Lung Cancer in the United States: Facts
Approximately 215,000 people are diagnosed with lung cancer in the U.S. each year – over 100,000 women and nearly 115,000 men. This means an American is diagnosed with lung cancer every 2.5 minutes. (1)
Lung cancer kills more than 160,000 people annually – more people than breast, colon and prostate cancers combined.( 1)
Lung cancer is responsible for more than 29% of all cancer-related deaths every year. (1)
Smoking is the primary cause of lung cancer. Approximately 87 percent of lung cancer cases occur in people who are currently smoking or have previously smoked. (2)
Although the risk of developing lung cancer goes down with smoking cessation, a significant risk remains for 20 years or longer after quitting. (2, 3)
Approximately 50 percent of all lung cancers (106,500) occur in people who have already quit smoking. (4)
Radon exposure is the second leading cause of lung cancer, and the leading cause of lung cancer among never-smokers. (5)
More people who have never smoked die from lung cancer than do people from AIDS or liver cancer or ovarian cancer. (6, 7)
Risk factors for lung cancer other than those from smoking include lung scarring from tuberculosis, and occupational or environmental exposures to radon, second-hand smoke, radiation, asbestos, air pollution, arsenic and some organic chemicals. (1)
Only 16 percent of lung cancer patients are diagnosed before their disease has spread to other parts of their bodies, (e.g., regional lymph nodes and beyond), compared to more than 50 percent of breast cancer patients, and 90 percent of prostate cancer patients. (1, 8)
Men’s mortality (death) rates from lung cancer began declining more than 20 years ago, while women’s lung cancer mortality rates have been rising for decades and just recently began to stabilize. (9)
African Americans experience the highest incidence of lung cancer, and the highest death rate.(10)
Roughly 84 percent of people diagnosed with lung cancer die within five years of their diagnosis, compared to 11 percent of breast cancer and less than 1 percent of prostate cancer patients. (1)

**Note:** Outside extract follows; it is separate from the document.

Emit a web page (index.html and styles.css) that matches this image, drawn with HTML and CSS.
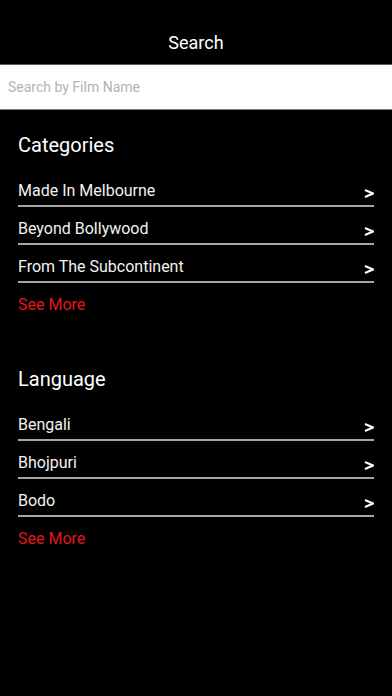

Less money is spent on lung cancer research than on research on other cancers. In 2006, the National Cancer Institute estimated it spent only it spent only $1,638 per lung cancer death compared to $13,519 per breast cancer death, $11,298 per prostate cancer death, and $4,588 per colorectal cancer. (1, 11)
How Can I Reduce My Risk?
If you smoke, get the help you need to quit (state quitlines can be accessed at www.naquitline.org or by calling 1-800-QUIT-NOW).
If you live in an area with high levels of radon coming from the bedrock (see www.epa.gov/radon), consider having your house tested for radon exposure. If radon levels are too high, a device can be installed to reduce them.
Eat a well-balanced diet and exercise. These activities help reduce the risk of all cancers.
If you smoke now or smoked in the past, or have a family history of lung cancer, consider speaking to your doctor about screening tests that may be available to you. Cancer is most treatable when it is detected early.
American Cancer Society. Cancer Facts and Figures 2007. Atlanta: American Cancer Society; 2007. Satcher, D., T.G. Thompson and J.P. Kaplan, Women and smoking: a report of the Surgeon General. Nicotine Tob Res, 2002. 4(1): p. 7-20.
Ebbert, J.O., et al., Lung cancer risk reduction after smoking cessation: observations from a prospective cohort of women. J Clin Oncol, 2003. 21(5): p. 921-6.
Tong, L., M.R. Spitz, J.J. Fueger, and C.A. Amos, Lung carcinoma in former smokers. Cancer, 1996. 78(5): p. 1004-10.
National Research Council, Health Effects of Exposure to Radon: BEIR V. National Academy Press, Washington, DC, 1999.
MMWR Morb Mortal Wkly Rep. 2005; 54(25):625-628
Hoyert, D.L., M.P. Heron, S.L. Murphy, H. Kung. Deaths: Final Data for 2003. National vital statistics reports; 54(13). Hyattsville, MD: National Center for Health Statistics. 2006.
American Cancer Society, Breast Cancer Facts & Figures 2005-2006. Atlanta: American Cancer Society, Inc.
Jemal, A., R.C. Tiwari, T. Murray, A. Ghafoor, A. Samuels, E. Ward, E.J. Feuer, and M.J. Thun, Cancer statistics, 2004. CA Cancer J Clin, 2004. 54(1): p. 8-29.
Centers for disease Control and Prevention, Health, United States, 2006 National Center for Health Statistics: Atlanta, GA. p. 180, 244.